SUPPLIED DATA:
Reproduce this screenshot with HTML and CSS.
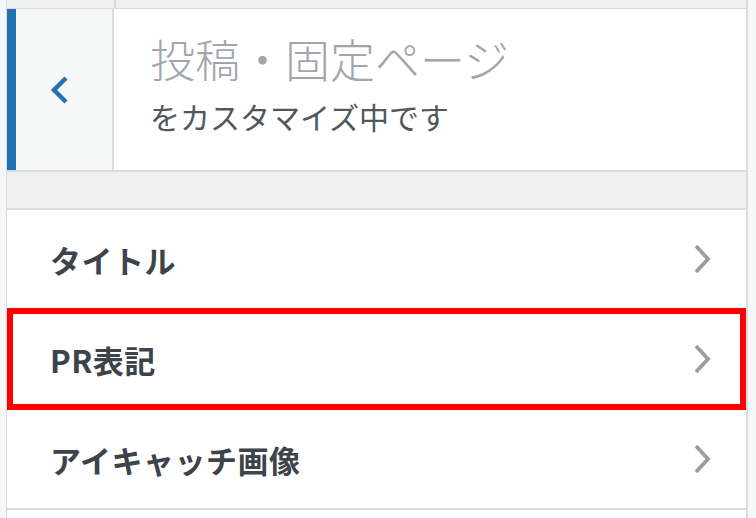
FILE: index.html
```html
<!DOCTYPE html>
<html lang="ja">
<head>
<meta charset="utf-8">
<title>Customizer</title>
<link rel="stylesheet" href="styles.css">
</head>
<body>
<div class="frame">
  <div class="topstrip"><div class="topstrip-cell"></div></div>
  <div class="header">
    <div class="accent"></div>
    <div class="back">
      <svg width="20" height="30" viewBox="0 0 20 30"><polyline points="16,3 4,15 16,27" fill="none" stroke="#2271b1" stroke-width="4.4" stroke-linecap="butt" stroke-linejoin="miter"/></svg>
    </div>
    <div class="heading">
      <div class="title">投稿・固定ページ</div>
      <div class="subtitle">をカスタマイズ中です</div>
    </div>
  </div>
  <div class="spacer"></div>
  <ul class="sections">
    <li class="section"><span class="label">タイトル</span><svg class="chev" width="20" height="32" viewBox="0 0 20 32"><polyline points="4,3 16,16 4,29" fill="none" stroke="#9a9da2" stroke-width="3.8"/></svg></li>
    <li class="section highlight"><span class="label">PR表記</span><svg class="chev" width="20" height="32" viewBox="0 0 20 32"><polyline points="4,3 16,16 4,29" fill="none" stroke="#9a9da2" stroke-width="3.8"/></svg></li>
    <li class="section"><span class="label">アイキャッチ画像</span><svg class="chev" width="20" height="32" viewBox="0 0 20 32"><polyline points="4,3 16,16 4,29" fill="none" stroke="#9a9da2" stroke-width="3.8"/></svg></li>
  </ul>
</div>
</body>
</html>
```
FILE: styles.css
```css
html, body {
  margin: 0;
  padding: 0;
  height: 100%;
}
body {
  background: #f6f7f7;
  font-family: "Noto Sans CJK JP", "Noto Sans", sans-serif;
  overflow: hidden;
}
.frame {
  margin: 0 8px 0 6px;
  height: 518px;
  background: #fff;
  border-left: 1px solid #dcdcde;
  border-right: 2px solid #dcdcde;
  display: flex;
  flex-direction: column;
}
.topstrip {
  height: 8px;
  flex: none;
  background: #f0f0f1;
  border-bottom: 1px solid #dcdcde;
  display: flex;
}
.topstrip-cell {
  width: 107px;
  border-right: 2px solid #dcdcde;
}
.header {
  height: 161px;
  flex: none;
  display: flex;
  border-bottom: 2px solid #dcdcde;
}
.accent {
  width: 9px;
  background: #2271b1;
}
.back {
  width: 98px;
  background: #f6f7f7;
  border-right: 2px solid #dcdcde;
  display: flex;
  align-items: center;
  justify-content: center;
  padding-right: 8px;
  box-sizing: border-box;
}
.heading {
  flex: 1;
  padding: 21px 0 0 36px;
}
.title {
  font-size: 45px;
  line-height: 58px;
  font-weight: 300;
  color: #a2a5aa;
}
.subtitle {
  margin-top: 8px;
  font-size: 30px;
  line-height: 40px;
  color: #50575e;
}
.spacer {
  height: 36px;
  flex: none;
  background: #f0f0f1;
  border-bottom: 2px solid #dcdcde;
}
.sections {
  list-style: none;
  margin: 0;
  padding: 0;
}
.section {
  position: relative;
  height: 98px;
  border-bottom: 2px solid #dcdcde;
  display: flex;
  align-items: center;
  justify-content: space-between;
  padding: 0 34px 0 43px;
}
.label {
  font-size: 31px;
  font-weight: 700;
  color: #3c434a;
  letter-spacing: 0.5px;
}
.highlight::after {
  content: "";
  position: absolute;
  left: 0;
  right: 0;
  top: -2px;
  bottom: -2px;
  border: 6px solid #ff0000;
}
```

REQUIREMENT:
Set the listing down in full and exactly. Pictures within it should not appear in the copy.

TASK ANSWER:
Reproduce this screenshot with HTML and CSS.
FILE: index.html
```html
<!DOCTYPE html>
<html lang="ja">
<head>
<meta charset="utf-8">
<title>Customizer</title>
<link rel="stylesheet" href="styles.css">
</head>
<body>
<div class="frame">
  <div class="topstrip"><div class="topstrip-cell"></div></div>
  <div class="header">
    <div class="accent"></div>
    <div class="back">
      <svg width="20" height="30" viewBox="0 0 20 30"><polyline points="16,3 4,15 16,27" fill="none" stroke="#2271b1" stroke-width="4.4" stroke-linecap="butt" stroke-linejoin="miter"/></svg>
    </div>
    <div class="heading">
      <div class="title">投稿・固定ページ</div>
      <div class="subtitle">をカスタマイズ中です</div>
    </div>
  </div>
  <div class="spacer"></div>
  <ul class="sections">
    <li class="section"><span class="label">タイトル</span><svg class="chev" width="20" height="32" viewBox="0 0 20 32"><polyline points="4,3 16,16 4,29" fill="none" stroke="#9a9da2" stroke-width="3.8"/></svg></li>
    <li class="section highlight"><span class="label">PR表記</span><svg class="chev" width="20" height="32" viewBox="0 0 20 32"><polyline points="4,3 16,16 4,29" fill="none" stroke="#9a9da2" stroke-width="3.8"/></svg></li>
    <li class="section"><span class="label">アイキャッチ画像</span><svg class="chev" width="20" height="32" viewBox="0 0 20 32"><polyline points="4,3 16,16 4,29" fill="none" stroke="#9a9da2" stroke-width="3.8"/></svg></li>
  </ul>
</div>
</body>
</html>
```
FILE: styles.css
```css
html, body {
  margin: 0;
  padding: 0;
  height: 100%;
}
body {
  background: #f6f7f7;
  font-family: "Noto Sans CJK JP", "Noto Sans", sans-serif;
  overflow: hidden;
}
.frame {
  margin: 0 8px 0 6px;
  height: 518px;
  background: #fff;
  border-left: 1px solid #dcdcde;
  border-right: 2px solid #dcdcde;
  display: flex;
  flex-direction: column;
}
.topstrip {
  height: 8px;
  flex: none;
  background: #f0f0f1;
  border-bottom: 1px solid #dcdcde;
  display: flex;
}
.topstrip-cell {
  width: 107px;
  border-right: 2px solid #dcdcde;
}
.header {
  height: 161px;
  flex: none;
  display: flex;
  border-bottom: 2px solid #dcdcde;
}
.accent {
  width: 9px;
  background: #2271b1;
}
.back {
  width: 98px;
  background: #f6f7f7;
  border-right: 2px solid #dcdcde;
  display: flex;
  align-items: center;
  justify-content: center;
  padding-right: 8px;
  box-sizing: border-box;
}
.heading {
  flex: 1;
  padding: 21px 0 0 36px;
}
.title {
  font-size: 45px;
  line-height: 58px;
  font-weight: 300;
  color: #a2a5aa;
}
.subtitle {
  margin-top: 8px;
  font-size: 30px;
  line-height: 40px;
  color: #50575e;
}
.spacer {
  height: 36px;
  flex: none;
  background: #f0f0f1;
  border-bottom: 2px solid #dcdcde;
}
.sections {
  list-style: none;
  margin: 0;
  padding: 0;
}
.section {
  position: relative;
  height: 98px;
  border-bottom: 2px solid #dcdcde;
  display: flex;
  align-items: center;
  justify-content: space-between;
  padding: 0 34px 0 43px;
}
.label {
  font-size: 31px;
  font-weight: 700;
  color: #3c434a;
  letter-spacing: 0.5px;
}
.highlight::after {
  content: "";
  position: absolute;
  left: 0;
  right: 0;
  top: -2px;
  bottom: -2px;
  border: 6px solid #ff0000;
}
```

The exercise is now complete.